Paul is unemployed, but is content in his role as an active full-time father. Paul also has schizophrenia, which he was diagnosed with at 22-years-of-age. He recalls going to bed one night and hearing voices threatening to harm him. The next morning, he got into the car and drove for hours, going wherever the voices told him too. He began to believe that he was God and could cure people and that if he stared at traffic lights he could make them change colour.
Paul was eventually hospitalised and for 16 years remained on drugs that made him feel drowsy and slow, gave him the shakes and caused vertigo. Once, he says, he was treated in hospital for convulsions in reaction to an injection in an outpatient clinic.
Any stressful event can trigger a psychotic episode for Paul. The worst was seven years ago, when his mother died and his girlfriend broke it off with him. With voices "screaming" in his ears, Paul also believed that the voices on the radio were specifically addressing him. It was too much for him even to walk to and from a bus-stop alone.
Paul tells friends that he had "a nervous breakdown", rather than using the word "schizophrenia". "If they hear the word `schizophrenia' they think that you are `mad' and that you'll go for them," says Paul, who has a stigma, as well as an illness, to contend with.
Schizophrenia is not a split personality, as is popularly believed, and schizophrenics are less likely to be aggressive than a `normal' person. The illness is actually a difficulty with information processing. A mentally healthy person walks into a room, perceives the situation, analyses those perceptions and acts appropriately. Nine out of 10 schizophrenics cannot understand what is happening around them, including the facial expressions of people they meet, so they don't know how to react, which is terrifying.

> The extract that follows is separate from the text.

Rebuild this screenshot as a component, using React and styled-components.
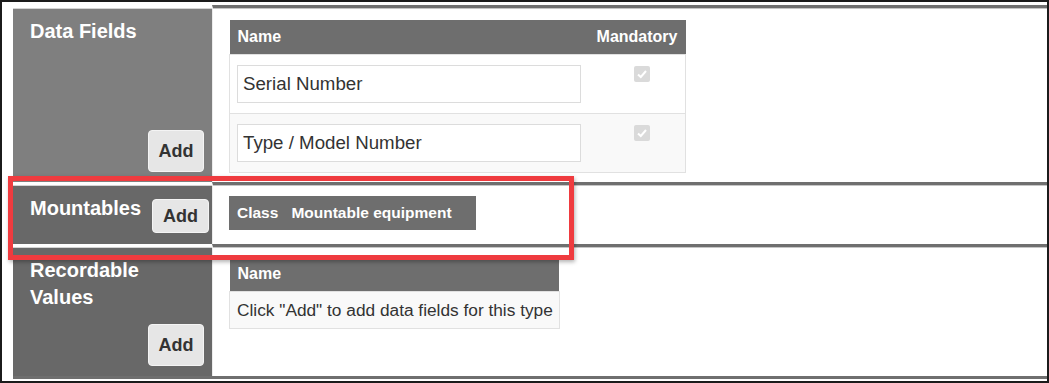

For the past six months, Paul has been on the new atypical medication and says he feels "well and strong". He certainly looks happy, smiles naturally and unless you knew that he was schizophrenic, you would never guess. Yet before the new medication, he had strange side-effects and feared being out in public alone. For a man who was once afraid of walking home from a bus-top, looking "normal" is incredibly important.